Individually Addressable Nanoscale OLEDs

TL;DR

This paper presents a novel nanoscale OLED design with individually addressable pixels, overcoming charge imbalance and filament growth issues through nanoelectrode insulation, enabling stable, efficient, and high-density AR/VR displays.

Contribution

It introduces a new nanoscale OLED architecture with controlled charge injection and suppression of filament growth, advancing high-density display technology.

Findings

Achieved stable hole injection with >90% pixel yield

Demonstrated a 300x300 nm$^{2}$ pixel with long-term stability

Showcased potential for plasmonic nanoantenna enhancement

Abstract

Augmented Reality (AR) and Virtual Reality (VR), require miniaturized displays with ultrahigh pixel densities. Here, we demonstrate an individually addressable subwavelength OLED pixel based on a nanoscale electrode capable of supporting plasmonic modes. Our approach is based on the notion that when scaling down pixel size, the 2D planar geometry of conventional organic light-emitting diodes (OLEDs) evolves into a significantly more complex 3D geometry governed by sharp nanoelectrode contours. These cause (i) spatially imbalanced charge carrier transport and recombination, resulting in a low quantum efficiency, and (ii) filament growth, leading to rapid device failure. Here, we circumvent such effects by selectively covering sharp electrode contours with an insulating layer, while utilizing a nano-aperture in flat areas of the electrode.
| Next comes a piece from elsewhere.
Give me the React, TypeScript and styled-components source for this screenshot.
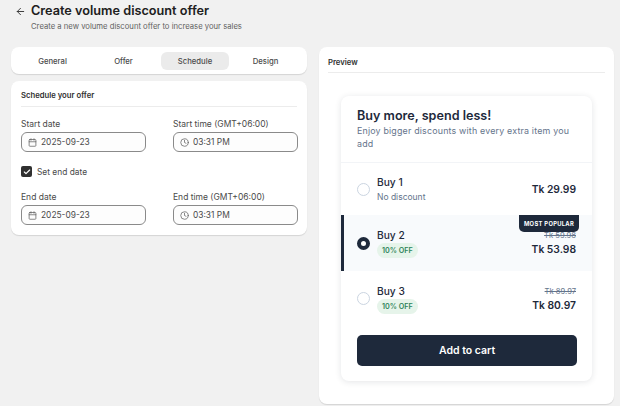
import React from 'react'
import styled, { createGlobalStyle } from 'styled-components'
import { ArrowLeft, Calendar, Clock, Check } from 'lucide-react'

const Global = createGlobalStyle`
  html, body { margin: 0; padding: 0; background: #f1f1f1; }
  body { font-family: Inter, "Liberation Sans", sans-serif; color: #303030; }
  * { box-sizing: border-box; }
`

const Page = styled.div`
  width: 620px;
  height: 406px;
  overflow: hidden;
  padding: 0 6px 0 11px;
`

const Header = styled.header`
  display: flex;
  gap: 5px;
  height: 47px;
  padding: 3px 0 0 4px;
`

const Back = styled.div`
  width: 11px;
  height: 16px;
  display: flex;
  align-items: center;
  color: #303030;
`

const Title = styled.h1`
  margin: 0;
  font-size: 12.7px;
  line-height: 16px;
  font-weight: 600;
  color: #202020;
`

const Subtitle = styled.p`
  margin: 2px 0 0;
  font-size: 7.7px;
  line-height: 12px;
  color: #616161;
`

const Columns = styled.div`
  display: grid;
  grid-template-columns: 296px 295px;
  gap: 12px;
  align-items: start;
`

const Stack = styled.div`
  display: flex;
  flex-direction: column;
  gap: 7px;
`

const Card = styled.section`
  background: #fff;
  border-radius: 8px;
  box-shadow: 0 1px 1px rgba(0, 0, 0, 0.12);
`

const Tabs = styled(Card)`
  height: 27px;
  display: grid;
  grid-template-columns: repeat(4, 71px);
  justify-content: start;
  padding: 5px 0 0 6px;
`

const Tab = styled.div<{ $active?: boolean }>`
  height: 18px;
  margin-left: ${p => (p.$active ? '2px' : '0')};
  width: ${p => (p.$active ? '68px' : 'auto')};
  border-radius: 6px;
  display: flex;
  align-items: center;
  justify-content: center;
  font-size: 7.7px;
  font-weight: 500;
  color: #4a4a4a;
  background: ${p => (p.$active ? '#ebebeb' : 'transparent')};
`

const FormCard = styled(Card)`
  height: 154px;
  padding: 10px 10px 0;
`

const SectionTitle = styled.h2`
  margin: 0;
  font-size: 7.7px;
  line-height: 10px;
  font-weight: 600;
  color: #303030;
  padding-bottom: 5px;
  border-bottom: 1px solid #ececec;
`

const FieldRow = styled.div<{ $top: number }>`
  display: grid;
  grid-template-columns: 125px 125px;
  column-gap: 27px;
  margin-top: ${p => p.$top}px;
`

const Field = styled.div`
  display: flex;
  flex-direction: column;
  gap: 2px;
`

const Label = styled.label`
  font-size: 8.5px;
  line-height: 11px;
  color: #4a4a4a;
`

const Input = styled.div`
  height: 20px;
  border: 1px solid #8a8a8a;
  border-radius: 6px;
  background: #fdfdfd;
  display: flex;
  align-items: center;
  gap: 4px;
  padding-left: 6px;
  font-size: 8.4px;
  color: #4a4a4a;
  svg { color: #616161; flex: none; }
`

const CheckRow = styled.div`
  display: flex;
  align-items: center;
  gap: 5px;
  height: 11px;
  margin-top: 14px;
  font-size: 8.4px;
  color: #4a4a4a;
`

const CheckBox = styled.span`
  width: 11px;
  height: 11px;
  border-radius: 2px;
  background: #303030;
  color: #fff;
  display: flex;
  align-items: center;
  justify-content: center;
`

const PreviewPanel = styled(Card)`
  height: 357px;
  padding: 11px 9px 0;
`

const PreviewLabel = styled.div`
  font-size: 7.7px;
  line-height: 10px;
  font-weight: 600;
  color: #303030;
  padding-bottom: 4px;
  border-bottom: 1px solid #ececec;
`

const Widget = styled.div`
  width: 251px;
  height: 285px;
  margin: 23px 0 0 13px;
  border-radius: 8px;
  background: #fff;
  box-shadow: 0 1px 6px rgba(30, 41, 59, 0.12);
  overflow: hidden;
`

const WidgetHead = styled.div`
  height: 67px;
  padding: 11px 16px 0;
  border-bottom: 1px solid #f2f4f7;
`

const WidgetTitle = styled.div`
  font-size: 12.6px;
  line-height: 17px;
  font-weight: 600;
  color: #1e293b;
`

const WidgetText = styled.div`
  font-size: 8.9px;
  line-height: 13px;
  letter-spacing: 0.02em;
  color: #64748b;
`

const Tier = styled.div<{ $selected?: boolean; $height: number }>`
  position: relative;
  height: ${p => p.$height}px;
  display: flex;
  align-items: center;
  padding: 0 16px 0 ${p => (p.$selected ? '13px' : '16px')};
  background: ${p => (p.$selected ? '#f8fafc' : '#fff')};
  border-left: ${p => (p.$selected ? '3px solid #1e293b' : 'none')};
`

const Radio = styled.span<{ $selected?: boolean }>`
  width: 13px;
  height: 13px;
  border-radius: 50%;
  border: ${p => (p.$selected ? '4px solid #1e293b' : '1px solid #cbd5e1')};
  background: #fff;
  flex: none;
`

const TierInfo = styled.div`
  margin-left: 7px;
  flex: 1;
  display: flex;
  flex-direction: column;
  align-items: flex-start;
`

const TierName = styled.div`
  font-size: 10.2px;
  line-height: 14px;
  font-weight: 500;
  color: #1e293b;
`

const TierNote = styled.div`
  font-size: 8.5px;
  line-height: 14px;
  color: #64748b;
  margin-top: 1px;
`

const Saving = styled.span`
  margin-top: 1px;
  height: 15px;
  padding: 0 5px;
  border-radius: 8px;
  background: #e6f4ea;
  color: #2f855a;
  font-size: 7.2px;
  font-weight: 600;
  display: flex;
  align-items: center;
`

const Prices = styled.div`
  display: flex;
  flex-direction: column;
  align-items: flex-end;
  gap: 1px;
`

const OldPrice = styled.div`
  font-size: 7.6px;
  line-height: 11px;
  color: #64748b;
  text-decoration: line-through;
`

const Price = styled.div`
  font-size: 10.3px;
  line-height: 14px;
  font-weight: 600;
  color: #1e293b;
`

const Badge = styled.div`
  position: absolute;
  top: 0;
  right: 13px;
  height: 17px;
  width: 60px;
  border-radius: 0 0 5px 5px;
  background: #1e293b;
  color: #fff;
  font-size: 5.8px;
  font-weight: 700;
  letter-spacing: 0.3px;
  display: flex;
  align-items: center;
  justify-content: center;
`

const CartButton = styled.div`
  margin: 9px 15px 0 16px;
  height: 31px;
  border-radius: 5px;
  background: #1e293b;
  color: #fff;
  font-size: 10.5px;
  font-weight: 600;
  display: flex;
  align-items: center;
  justify-content: center;
`

const DateField = ({ label, value }: { label: string; value: string }) => (
  <Field>
    <Label>{label}</Label>
    <Input>
      <Calendar size={9} />
      {value}
    </Input>
  </Field>
)

const TimeField = ({ label, value }: { label: string; value: string }) => (
  <Field>
    <Label>{label}</Label>
    <Input>
      <Clock size={9} />
      {value}
    </Input>
  </Field>
)

export default function App() {
  return (
    <Page>
      <Global />
      <Header>
        <Back><ArrowLeft size={11} /></Back>
        <div>
          <Title>Create volume discount offer</Title>
          <Subtitle>Create a new volume discount offer to increase your sales</Subtitle>
        </div>
      </Header>
      <Columns>
        <Stack>
          <Tabs>
            <Tab>General</Tab>
            <Tab>Offer</Tab>
            <Tab $active>Schedule</Tab>
            <Tab>Design</Tab>
          </Tabs>
          <FormCard>
            <SectionTitle>Schedule your offer</SectionTitle>
            <FieldRow $top={12}>
              <DateField label="Start date" value="2025-09-23" />
              <TimeField label="Start time (GMT+06:00)" value="03:31 PM" />
            </FieldRow>
            <CheckRow>
              <CheckBox><Check size={8} strokeWidth={3.5} /></CheckBox>
              Set end date
            </CheckRow>
            <FieldRow $top={15}>
              <DateField label="End date" value="2025-09-23" />
              <TimeField label="End time (GMT+06:00)" value="03:31 PM" />
            </FieldRow>
          </FormCard>
        </Stack>
        <PreviewPanel>
          <PreviewLabel>Preview</PreviewLabel>
          <Widget>
            <WidgetHead>
              <WidgetTitle>Buy more, spend less!</WidgetTitle>
              <WidgetText>Enjoy bigger discounts with every extra item you add</WidgetText>
            </WidgetHead>
            <Tier $height={52}>
              <Radio />
              <TierInfo>
                <TierName>Buy 1</TierName>
                <TierNote>No discount</TierNote>
              </TierInfo>
              <Prices><Price>Tk 29.99</Price></Prices>
            </Tier>
            <Tier $selected $height={56}>
              <Badge>MOST POPULAR</Badge>
              <Radio $selected />
              <TierInfo>
                <TierName>Buy 2</TierName>
                <Saving>10% OFF</Saving>
              </TierInfo>
              <Prices>
                <OldPrice>Tk 59.98</OldPrice>
                <Price>Tk 53.98</Price>
              </Prices>
            </Tier>
            <Tier $height={55}>
              <Radio />
              <TierInfo>
                <TierName>Buy 3</TierName>
                <Saving>10% OFF</Saving>
              </TierInfo>
              <Prices>
                <OldPrice>Tk 89.97</OldPrice>
                <Price>Tk 80.97</Price>
              </Prices>
            </Tier>
            <CartButton>Add to cart</CartButton>
          </Widget>
        </PreviewPanel>
      </Columns>
    </Page>
  )
}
We thereby ensure controlled charge carrier injection and recombination at the nanoscale and suppress filament growth. As a proof of principle, we first demonstrate stable and efficient hole injection from Au nanoelectrodes in hole-only devices with above 90 % pixel yield and longtime operation stability and then a complete vertical OLED pixel with an individually addressable nanoelectrode (300 x 300 nm$^{2}$), highlighting the potential to further leverage plasmonic nanoantenna effects to enhance the performance and functionality of nano-OLEDs.